__DATA BLOCK__
-- -- --
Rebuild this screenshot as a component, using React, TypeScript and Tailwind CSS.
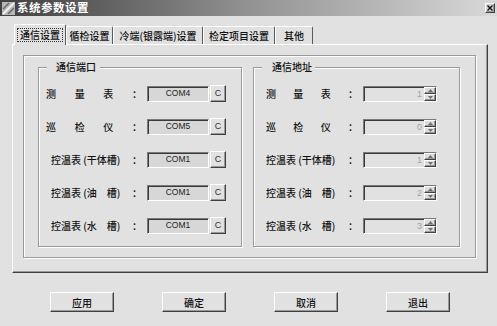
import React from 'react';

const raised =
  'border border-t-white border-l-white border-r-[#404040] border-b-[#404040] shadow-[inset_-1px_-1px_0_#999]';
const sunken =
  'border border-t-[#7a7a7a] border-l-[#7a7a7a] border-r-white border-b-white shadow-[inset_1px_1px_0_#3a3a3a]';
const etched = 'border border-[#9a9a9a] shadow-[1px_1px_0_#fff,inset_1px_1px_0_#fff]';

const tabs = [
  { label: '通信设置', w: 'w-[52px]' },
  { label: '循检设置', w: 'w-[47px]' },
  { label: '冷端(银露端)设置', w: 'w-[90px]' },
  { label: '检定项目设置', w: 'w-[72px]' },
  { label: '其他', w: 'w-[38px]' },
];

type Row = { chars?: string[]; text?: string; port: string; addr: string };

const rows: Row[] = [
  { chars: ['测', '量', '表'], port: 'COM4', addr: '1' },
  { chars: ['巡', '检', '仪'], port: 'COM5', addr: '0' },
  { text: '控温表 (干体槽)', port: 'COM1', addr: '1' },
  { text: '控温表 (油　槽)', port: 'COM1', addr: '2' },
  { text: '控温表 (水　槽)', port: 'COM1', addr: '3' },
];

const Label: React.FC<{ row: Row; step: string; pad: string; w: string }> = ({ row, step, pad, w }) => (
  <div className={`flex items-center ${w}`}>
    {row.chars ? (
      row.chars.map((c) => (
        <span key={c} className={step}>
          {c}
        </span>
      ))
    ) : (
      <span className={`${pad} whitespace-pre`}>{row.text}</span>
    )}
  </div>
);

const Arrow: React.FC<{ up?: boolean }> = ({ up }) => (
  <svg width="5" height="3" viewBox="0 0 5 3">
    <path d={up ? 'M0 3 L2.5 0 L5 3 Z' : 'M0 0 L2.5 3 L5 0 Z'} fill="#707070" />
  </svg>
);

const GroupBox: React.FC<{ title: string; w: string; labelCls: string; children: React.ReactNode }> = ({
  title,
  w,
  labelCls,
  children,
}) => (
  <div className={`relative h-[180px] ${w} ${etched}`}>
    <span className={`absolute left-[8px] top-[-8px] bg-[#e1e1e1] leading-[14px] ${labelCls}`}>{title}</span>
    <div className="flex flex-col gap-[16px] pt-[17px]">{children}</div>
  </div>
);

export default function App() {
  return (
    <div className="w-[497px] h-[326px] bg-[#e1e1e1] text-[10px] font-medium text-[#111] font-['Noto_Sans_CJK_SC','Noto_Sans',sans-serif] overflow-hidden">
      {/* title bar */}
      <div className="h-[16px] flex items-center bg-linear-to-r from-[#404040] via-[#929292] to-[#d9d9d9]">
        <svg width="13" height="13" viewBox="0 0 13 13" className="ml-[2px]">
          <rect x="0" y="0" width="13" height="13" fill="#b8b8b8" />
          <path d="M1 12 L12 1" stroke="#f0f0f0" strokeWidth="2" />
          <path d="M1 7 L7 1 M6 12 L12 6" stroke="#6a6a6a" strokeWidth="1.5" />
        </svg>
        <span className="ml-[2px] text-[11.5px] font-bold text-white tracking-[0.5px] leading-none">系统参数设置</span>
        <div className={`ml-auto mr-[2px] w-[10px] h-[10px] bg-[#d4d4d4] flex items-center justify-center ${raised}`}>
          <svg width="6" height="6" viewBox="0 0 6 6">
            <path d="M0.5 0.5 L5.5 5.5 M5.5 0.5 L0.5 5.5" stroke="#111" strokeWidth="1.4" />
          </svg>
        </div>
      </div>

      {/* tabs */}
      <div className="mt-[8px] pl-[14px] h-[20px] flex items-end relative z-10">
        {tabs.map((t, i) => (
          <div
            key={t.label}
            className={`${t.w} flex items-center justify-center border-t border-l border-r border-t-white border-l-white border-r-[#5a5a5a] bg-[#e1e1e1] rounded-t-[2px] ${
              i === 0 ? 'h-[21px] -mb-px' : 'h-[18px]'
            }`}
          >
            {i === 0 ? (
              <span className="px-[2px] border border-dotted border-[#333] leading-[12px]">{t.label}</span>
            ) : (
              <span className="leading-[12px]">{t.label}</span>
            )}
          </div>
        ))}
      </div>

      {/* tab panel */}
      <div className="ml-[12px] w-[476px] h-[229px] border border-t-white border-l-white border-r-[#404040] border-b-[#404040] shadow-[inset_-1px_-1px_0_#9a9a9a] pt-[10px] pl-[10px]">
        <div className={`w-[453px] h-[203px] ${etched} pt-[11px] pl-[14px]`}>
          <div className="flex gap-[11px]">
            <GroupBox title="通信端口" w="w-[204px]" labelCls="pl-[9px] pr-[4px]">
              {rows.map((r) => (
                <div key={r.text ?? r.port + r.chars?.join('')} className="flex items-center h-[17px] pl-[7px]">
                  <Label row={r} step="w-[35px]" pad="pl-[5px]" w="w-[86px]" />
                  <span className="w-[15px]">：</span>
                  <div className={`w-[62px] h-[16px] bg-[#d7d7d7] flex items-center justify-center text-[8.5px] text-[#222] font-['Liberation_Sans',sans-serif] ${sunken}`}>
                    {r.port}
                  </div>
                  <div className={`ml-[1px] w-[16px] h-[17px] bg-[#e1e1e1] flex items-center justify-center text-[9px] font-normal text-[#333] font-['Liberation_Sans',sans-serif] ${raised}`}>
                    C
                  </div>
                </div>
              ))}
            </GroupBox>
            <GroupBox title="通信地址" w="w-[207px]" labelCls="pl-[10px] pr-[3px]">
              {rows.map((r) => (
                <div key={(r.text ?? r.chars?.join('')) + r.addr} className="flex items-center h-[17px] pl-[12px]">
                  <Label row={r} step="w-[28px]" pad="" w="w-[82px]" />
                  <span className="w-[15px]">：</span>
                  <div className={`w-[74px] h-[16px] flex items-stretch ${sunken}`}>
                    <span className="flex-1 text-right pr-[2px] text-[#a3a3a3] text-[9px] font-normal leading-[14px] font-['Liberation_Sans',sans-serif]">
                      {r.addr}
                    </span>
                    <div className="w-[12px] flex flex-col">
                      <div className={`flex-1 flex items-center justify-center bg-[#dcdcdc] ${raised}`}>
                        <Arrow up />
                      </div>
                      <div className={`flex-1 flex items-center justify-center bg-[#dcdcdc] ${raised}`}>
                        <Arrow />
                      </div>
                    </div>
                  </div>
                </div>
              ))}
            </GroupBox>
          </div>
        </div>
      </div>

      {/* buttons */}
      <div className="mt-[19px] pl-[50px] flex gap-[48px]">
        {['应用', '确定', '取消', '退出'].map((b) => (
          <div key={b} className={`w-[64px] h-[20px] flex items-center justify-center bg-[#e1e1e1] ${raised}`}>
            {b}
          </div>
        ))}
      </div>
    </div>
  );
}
-- -- --
Leave out any pictures, please, and quote only the lines from the top of the data through the line that contains "import React from 'react';".

__ANSWER IN FULL__
Rebuild this screenshot as a component, using React, TypeScript and Tailwind CSS.
import React from 'react';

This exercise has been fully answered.